Significantly more women have a flexible working arrangement, which in turn can reduce or even cease additional allowances that they would otherwise have been entitled to (e.g. unsocial hours and weekend working allowance). Across all of the individuals who currently have a flexible working arrangement, 85% of these are women.
We offer police staff the ability to buy additional annual leave, which in turn further reduces hourly pay. In 2018/19, 85% of requests to purchase additional annual leave were made by women.
How are we addressing the Gender Pay Gap?
Our gender pay gap demonstrates that despite continuing efforts to improve the representation in different ranks and role within our organisation, there is further work to be done. It also highlights the continuing need to identify the barriers that may prevent women from progressing throughout their careers, and provide support to help them overcome these.
Our strategy to reduce the gender pay gap will continue to focus on the key areas discussed in previous years: recruitment, progression, training and data analysis. Our Valuing Difference and Inclusion Board meets on a regular basis to discuss and progress workforce diversity initiatives, and will continue to provide support to positive action, coaching and mentoring schemes, and our departmental inclusion leads, in order to encourage a greater number of women both to join the organisation, and seek career progression.

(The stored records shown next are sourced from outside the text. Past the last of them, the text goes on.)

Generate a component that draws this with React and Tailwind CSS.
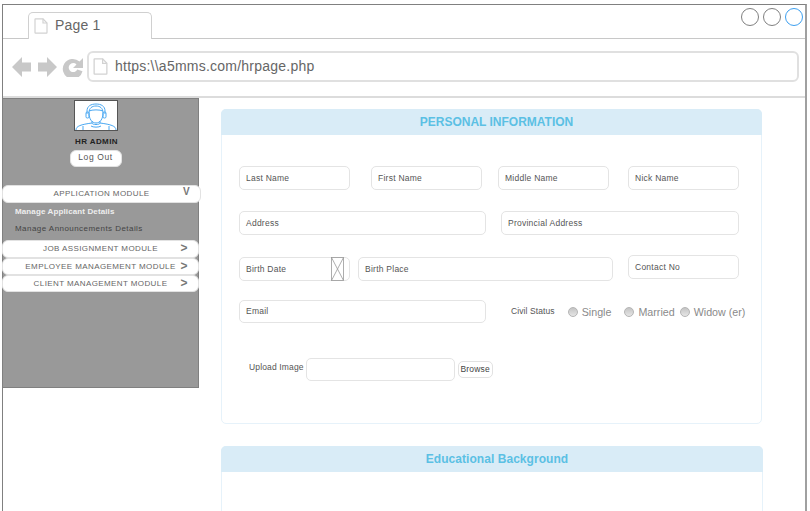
import React from 'react';

function PageIcon({ className }) {
  return (
    <svg className={className} viewBox="0 0 14 16" fill="none" stroke="#d2d2d2" strokeWidth="1.2">
      <path d="M1 1.2c0-.2.2-.4.4-.4H9L13 5v9.6c0 .3-.2.6-.5.6H1.500c-.3 0-.5-.3-.5-.6z" />
      <path d="M9 .8V5h4" />
    </svg>
  );
}

function Avatar() {
  return (
    <svg className="h-full w-full" viewBox="0 0 42 29" fill="none" stroke="#4aa8f2" strokeWidth="1">
      <path d="M14 12c0-5 3-7 7-7s7 2 7 7c0 6-3 10-7 10s-7-4-7-10z" />
      <path d="M14 10c3-1.500 11-1.500 14 0" />
      <path d="M12 13v-3c0-5 4-7 9-7s9 2 9 7v3" />
      <rect x="11" y="11" width="3" height="6" rx="1.200" />
      <rect x="28" y="11" width="3" height="6" rx="1.200" />
      <path d="M17 20v2c0 2 8 2 8 0v-2" />
      <path d="M1 29c0-4 5-5.500 16-7M41 29c0-4-5-5.500-16-7" />
      <path d="M8 29v-4M34 29v-4M16 25c2 1.500 8 1.500 10 0" />
    </svg>
  );
}

function Field({ label, className }) {
  return (
    <div className={`flex items-center rounded-[5px] border border-[#e4e4e4] bg-white pl-[6px] text-[8.500px] tracking-[0.25px] text-[#555] ${className}`}>
      {label}
    </div>
  );
}

function ModuleRow({ label, mark, markClass, className }) {
  return (
    <div className={`relative -ml-px flex items-center justify-center rounded-[6px] border border-[#e2e2e2] bg-white text-[8px] tracking-[0.4px] text-[#666] ${className}`}>
      {label}
      <span className={`absolute font-bold text-[#777] ${markClass}`}>{mark}</span>
    </div>
  );
}

function Radio({ label, className }) {
  return (
    <div className={`flex items-center ${className}`}>
      <span className="mr-[4px] h-[10px] w-[10px] rounded-full border border-[#b5b5b5] bg-gradient-to-b from-[#c4c4c4] to-[#e6e6e6]" />
      <span className="mt-px text-[10.700px] leading-[13px] text-[#8a8a8a]">{label}</span>
    </div>
  );
}

export default function App() {
  return (
    <div className="h-[511px] w-[810px] overflow-hidden bg-white pl-[2px] pt-[4px] font-['Liberation_Sans',Arial,sans-serif]">
      <div className="h-[520px] w-[805px] border-x border-t border-r-2 border-[#808080] border-r-[#a0a0a0] bg-white">
        {/* tab bar */}
        <div className="relative flex h-[34px] items-end border-b border-[#c8c8c8] pl-[25px]">
          <div className="-mb-px flex h-[27px] w-[124px] items-center rounded-t-[5px] border border-b-0 border-[#d0d0d0] bg-white pl-[5px]">
            <PageIcon className="h-4 w-[14px]" />
            <span className="mb-[2px] ml-[7px] text-[14px] tracking-[0.2px] text-[#666]">Page 1</span>
          </div>
          <div className="absolute right-[2px] top-[3px] flex gap-[4px]">
            <span className="h-[18px] w-[18px] rounded-full border border-[#808080]" />
            <span className="h-[18px] w-[18px] rounded-full border border-[#808080]" />
            <span className="h-[18px] w-[18px] rounded-full border border-[#3d9fef]" />
          </div>
        </div>

        {/* address bar */}
        <div className="flex h-[59px] items-center border-b-2 border-[#dcdcdc] pb-[2px] pl-[9px]">
          <svg className="h-5 w-[72px]" viewBox="0 0 72 20" fill="#c8c8c8">
            <path d="M0 10 10 0v5.500h9v9h-9V20z" />
            <path d="M45 10 35 0v5.500h-9v9h9V20z" />
            <path d="M71 1v10h-10l3.500-3.500a4.500 4.500 0 1 0 .8 5l5.200 1.800A10 10 0 1 1 67.500 4.500z" />
          </svg>
          <div className="ml-[3px] flex h-[31px] w-[712px] items-center rounded-[6px] border-2 border-[#e0e0e0] pl-[4px]">
            <PageIcon className="h-[17px] w-[15px]" />
            <span className="ml-[7px] text-[14px] tracking-[0.23px] text-[#666]">https:\\a5mms.com/hrpage.php</span>
          </div>
        </div>

        <div className="flex">
          {/* sidebar */}
          <aside className="h-[290px] w-[196px] shrink-0 border-y border-r border-[#808080] bg-[#999]">
            <div className="flex flex-col items-center">
              <div className="ml-[-10px] mt-[1px] h-[31px] w-[44px] border border-[#555] bg-white">
                <Avatar />
              </div>
              <div className="ml-[-8px] mt-[5px] text-[8px] font-bold tracking-[0.4px] text-[#222]">HR ADMIN</div>
              <div className="ml-[-10px] mt-[2px] flex h-[17px] w-[52px] items-center justify-center rounded-[6px] border border-[#e2e2e2] bg-white pb-[2px] text-[8.500px] tracking-[0.6px] text-[#555]">
                Log Out
              </div>
            </div>
            <ModuleRow label="APPLICATION MODULE" mark="V" markClass="right-[10px] top-[-2px] text-[10px]" className="mt-[18px] h-[18px] w-[199px]" />
            <div className="mt-[4px] pl-[12px] text-[8px] font-bold leading-[10px] tracking-[0.12px] text-[#eee]">Manage Applicant Details</div>
            <div className="mt-[7px] pl-[12px] text-[8px] leading-[10px] tracking-[0.45px] text-[#444]">Manage Announcements Details</div>
            <ModuleRow label="JOB ASSIGNMENT MODULE" mark=">" markClass="right-[10px] top-[-2px] text-[12px]" className="mt-[6px] h-[18px] w-[197px]" />
            <ModuleRow label="EMPLOYEE MANAGEMENT MODULE" mark=">" markClass="right-[10px] top-[-2px] text-[12px]" className="h-[17px] w-[197px]" />
            <ModuleRow label="CLIENT MANAGEMENT MODULE" mark=">" markClass="right-[10px] top-[-2px] text-[12px]" className="h-[17px] w-[197px]" />
          </aside>

          {/* main content */}
          <main className="ml-[22px] flex w-[542px] flex-col pt-[11px]">
            <section className="h-[315px] w-[541px] rounded-[5px] border border-[#e6f2fa]">
              <div className="-m-px flex h-[26px] items-center justify-center rounded-t-[5px] bg-[#d9ecf7] pl-[10px] text-[12px] font-bold text-[#5bc0e4]">
                PERSONAL INFORMATION
              </div>
              <div className="pl-[17px] pt-[32px]">
                <div className="flex">
                  <Field label="Last Name" className="h-6 w-[111px]" />
                  <Field label="First Name" className="ml-[21px] h-6 w-[111px]" />
                  <Field label="Middle Name" className="ml-[16px] h-6 w-[111px]" />
                  <Field label="Nick Name" className="ml-[19px] h-6 w-[111px]" />
                </div>
                <div className="mt-[21px] flex">
                  <Field label="Address" className="h-6 w-[247px]" />
                  <Field label="Provincial Address" className="ml-[15px] h-6 w-[238px]" />
                </div>
                <div className="mt-[22px] flex items-start">
                  <div className="relative">
                    <Field label="Birth Date" className="h-6 w-[111px]" />
                    <svg className="absolute left-[92px] top-0 h-6 w-[13px]" viewBox="0 0 13 24" fill="none" stroke="#999" strokeWidth="0.8">
                      <rect x="0.500" y="0.500" width="12" height="23" />
                      <path d="M0.500 0.500 12.500 23.500M12.500 0.500 0.500 23.500" />
                    </svg>
                  </div>
                  <Field label="Birth Place" className="ml-[8px] h-6 w-[255px]" />
                  <Field label="Contact No" className="-mt-[2px] ml-[15px] h-6 w-[111px]" />
                </div>
                <div className="mt-[19px] flex items-center">
                  <Field label="Email" className="h-[23px] w-[247px]" />
                  <span className="ml-[25px] text-[8.500px] tracking-[0.1px] text-[#555]">Civil Status</span>
                  <Radio label="Single" className="ml-[13px]" />
                  <Radio label="Married" className="ml-[13px]" />
                  <Radio label="Widow (er)" className="ml-[5px]" />
                </div>
                <div className="ml-[10px] mt-[35px] flex items-start">
                  <span className="mt-[3px] text-[8.500px] tracking-[0.15px] text-[#555]">Upload Image</span>
                  <div className="ml-[2px] h-[23px] w-[149px] rounded-[5px] border border-[#e4e4e4]" />
                  <div className="ml-[3px] mt-[3px] flex h-[17px] w-[35px] items-center justify-center rounded-[5px] border border-[#e2e2e2] text-[8.500px] tracking-[0.2px] text-[#444]">
                    Browse
                  </div>
                </div>
              </div>
            </section>

            <section className="mt-[22px] h-[120px] w-[542px] rounded-t-[5px] border border-[#e6f2fa]">
              <div className="-m-px flex h-[26px] items-center justify-center rounded-t-[5px] bg-[#d9ecf7] pl-[10px] text-[12px] font-bold tracking-[0.05px] text-[#5bc0e4]">
                Educational Background
              </div>
            </section>
          </main>
        </div>
      </div>
    </div>
  );
}
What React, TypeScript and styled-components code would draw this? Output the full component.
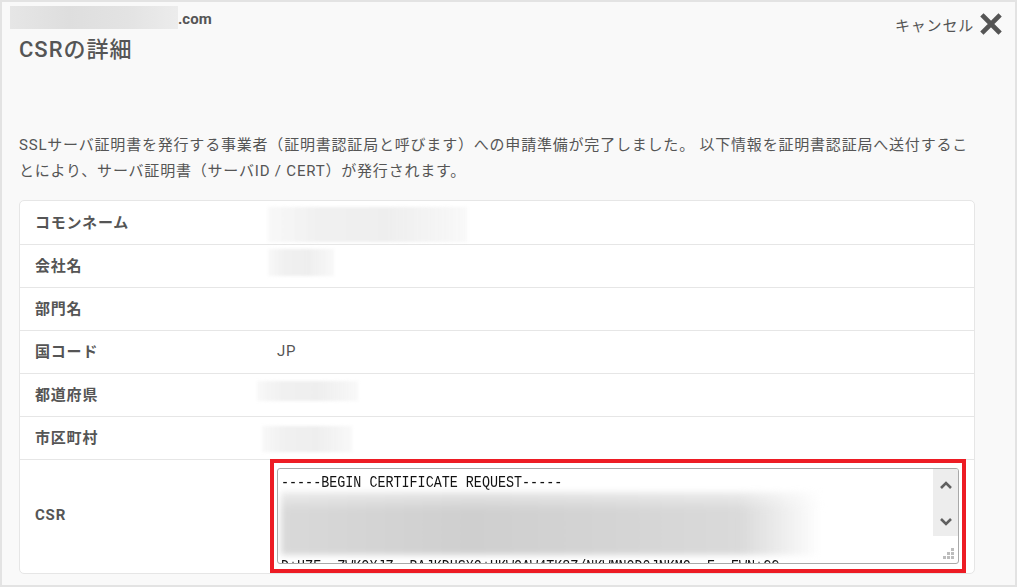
import React from "react";
import styled, { createGlobalStyle } from "styled-components";

const GlobalStyle = createGlobalStyle`
  body {
    margin: 0;
    background: #ffffff;
  }
`;

const Frame = styled.div`
  width: 1017px;
  height: 587px;
  box-sizing: border-box;
  border: 2px solid #e3e3e3;
  background: #f9f9f9;
  padding: 0 12px 0 17px;
  overflow: hidden;
  font-family: Roboto, "Noto Sans CJK JP", sans-serif;
  color: #555;
`;

const Header = styled.div`
  display: flex;
  justify-content: space-between;
  align-items: flex-start;
`;

const HeaderMain = styled.div`
  display: flex;
  flex-direction: column;
  padding-top: 4px;
`;

const DomainLine = styled.div`
  display: flex;
  align-items: flex-end;
  height: 23px;
  margin-left: -9px;
`;

const DomainMask = styled.div`
  width: 168px;
  height: 23px;
  background: linear-gradient(90deg, #e6e6e6, #dedede 35%, #e3e3e3 70%, #ececec);
`;

const DomainSuffix = styled.span`
  font-size: 15px;
  font-weight: 700;
  line-height: 19px;
`;

const Title = styled.h1`
  margin: 6px 0 0;
  font-size: 22px;
  font-weight: 500;
  line-height: 30px;
  letter-spacing: 1px;
  color: #555;
`;

const CancelButton = styled.button`
  display: flex;
  align-items: center;
  gap: 5px;
  margin-top: 10px;
  padding: 0;
  border: none;
  background: transparent;
  font-family: inherit;
  font-size: 15px;
  letter-spacing: 0.8px;
  color: #555;
  cursor: pointer;
`;

const Body = styled.div`
  margin-right: 28px;
`;

const Description = styled.p`
  margin: 67px 0 0;
  font-size: 15px;
  line-height: 26px;
  letter-spacing: 0.8px;
  white-space: nowrap;
`;

const Card = styled.div`
  margin-top: 16px;
  background: #fff;
  border: 1px solid #e6e6e6;
  border-radius: 5px;
`;

const Row = styled.div`
  display: grid;
  grid-template-columns: 250px 1fr;
  min-height: 42px;
  border-bottom: 1px solid #e6e6e6;

  &:last-child {
    border-bottom: none;
  }
`;

const Label = styled.div`
  display: flex;
  align-items: center;
  padding: 0 0 3px 15px;
  font-size: 15px;
  font-weight: 700;
  letter-spacing: 0.8px;
`;

const ValueCell = styled.div<{ $flush?: boolean }>`
  display: flex;
  align-items: ${({ $flush }) => ($flush ? "flex-start" : "center")};
  padding: 0 8px ${({ $flush }) => ($flush ? "0" : "2px")} 0;
  margin-top: ${({ $flush }) => ($flush ? "-1px" : "0")};
`;

const ValueText = styled.span`
  padding-left: 7px;
  font-size: 15px;
  letter-spacing: 0.6px;
`;

const Redacted = styled.div<{ $w: number; $h: number; $dx: number; $dy: number }>`
  align-self: flex-start;
  width: ${({ $w }) => $w}px;
  height: ${({ $h }) => $h}px;
  margin-left: ${({ $dx }) => $dx}px;
  margin-top: ${({ $dy }) => $dy}px;
  background: linear-gradient(90deg, rgba(238, 238, 238, 0.4), #f0f0f0 25%, #eeeeee 60%, rgba(244, 244, 244, 0.6));
  filter: blur(1.5px);
`;

const Highlight = styled.div`
  flex: 1;
  border: 4px solid #ed1c24;
  padding: 5px 3px;
`;

const CsrField = styled.div`
  position: relative;
  display: flex;
  height: 96px;
  box-sizing: border-box;
  border: 1px solid #a9a9a9;
  border-radius: 3px;
  background: #fff;
  overflow: hidden;
`;

const CsrText = styled.div`
  flex: 1;
  padding: 5px 0 0 3px;
  overflow: hidden;
  font-family: "Liberation Mono", monospace;
  font-size: 13.4px;
  line-height: 18px;
  color: #111;
  white-space: pre;
`;

const MonoLine = styled.div<{ $shift?: number }>`
  margin-top: ${({ $shift }) => $shift ?? 0}px;
  transform: scaleY(1.3);
  transform-origin: center;
`;

const CsrBlur = styled.div`
  width: 540px;
  height: 63px;
  background:
    linear-gradient(180deg, rgba(255, 255, 255, 0.5), rgba(255, 255, 255, 0) 30%),
    linear-gradient(90deg, #d9d9d9, #cfcfcf 35%, #d4d4d4 60%, #dadada 85%, rgba(255, 255, 255, 0));
  filter: blur(3px);
`;

const ScrollTrack = styled.div`
  display: flex;
  flex-direction: column;
  justify-content: space-between;
  align-items: center;
  width: 25px;
  height: 67px;
  box-sizing: border-box;
  padding: 11px 0 9px;
  background: #ededed;
`;

const Grip = styled.svg`
  position: absolute;
  right: 3px;
  bottom: 3px;
`;

const Chevron = ({ up }: { up?: boolean }) => (
  <svg width="14" height="10" viewBox="0 0 14 10">
    <path
      d={up ? "M2 8 L7 3 L12 8" : "M2 2 L7 7 L12 2"}
      fill="none"
      stroke="#606060"
      strokeWidth="2.6"
    />
  </svg>
);

const CloseIcon = () => (
  <svg width="24" height="24" viewBox="0 0 24 24">
    <path d="M4.5 4.5 L19.5 19.5 M19.5 4.5 L4.5 19.5" stroke="#555" strokeWidth="4.6" strokeLinecap="square" />
  </svg>
);

const rows = [
  { label: "コモンネーム", mask: { w: 199, h: 35, dx: -2, dy: 6 } },
  { label: "会社名", mask: { w: 66, h: 27, dx: -2, dy: 4 } },
  { label: "部門名" },
  { label: "国コード", value: "JP" },
  { label: "都道府県", mask: { w: 101, h: 20, dx: -13, dy: 7 } },
  { label: "市区町村", mask: { w: 90, h: 26, dx: -8, dy: 9 } },
];

const App: React.FC = () => {
  return (
    <>
      <GlobalStyle />
      <Frame>
        <Header>
          <HeaderMain>
            <DomainLine>
              <DomainMask />
              <DomainSuffix>.com</DomainSuffix>
            </DomainLine>
            <Title>CSRの詳細</Title>
          </HeaderMain>
          <CancelButton>
            キャンセル
            <CloseIcon />
          </CancelButton>
        </Header>
        <Body>
          <Description>
            SSLサーバ証明書を発行する事業者（証明書認証局と呼びます）への申請準備が完了しました。 以下情報を証明書認証局へ送付するこ
            <br />
            とにより、サーバ証明書（サーバID / CERT）が発行されます。
          </Description>
          <Card>
            {rows.map((r) => (
              <Row key={r.label}>
                <Label>{r.label}</Label>
                <ValueCell>
                  {r.value && <ValueText>{r.value}</ValueText>}
                  {r.mask && <Redacted $w={r.mask.w} $h={r.mask.h} $dx={r.mask.dx} $dy={r.mask.dy} />}
                </ValueCell>
              </Row>
            ))}
            <Row>
              <Label>CSR</Label>
              <ValueCell $flush>
                <Highlight>
                  <CsrField>
                    <CsrText>
                      <MonoLine>-----BEGIN CERTIFICATE REQUEST-----</MonoLine>
                      <CsrBlur />
                      <MonoLine $shift={3}>D+HZE  ZWKQXJZ  BAJKDHSXQ+UKWQAW4TK8Z/NKWMNOD0JNKMQ  E  EWN+CC</MonoLine>
                    </CsrText>
                    <ScrollTrack>
                      <Chevron up />
                      <Chevron />
                    </ScrollTrack>
                    <Grip width="12" height="12" viewBox="0 0 12 12">
                      <rect x="8" y="0" width="3" height="3" fill="#bdbdbd" />
                      <rect x="4" y="4" width="3" height="3" fill="#bdbdbd" />
                      <rect x="8" y="4" width="3" height="3" fill="#bdbdbd" />
                      <rect x="0" y="8" width="3" height="3" fill="#bdbdbd" />
                      <rect x="4" y="8" width="3" height="3" fill="#bdbdbd" />
                      <rect x="8" y="8" width="3" height="3" fill="#bdbdbd" />
                    </Grip>
                  </CsrField>
                </Highlight>
              </ValueCell>
            </Row>
          </Card>
        </Body>
      </Frame>
    </>
  );
};

export default App;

There are significant cultural and societal changes required to address some of the causes of the gender pay gap, and whilst this will take time, we are seeing positive improvements in these areas. We will remain committed to continuing to work to reduce the gender pay gap further, and ensuring that the Constabulary is inclusive, diverse and supportive of all our officers and staff so that they can achieve their full potential, and continue to represent, support and serve our local communities well.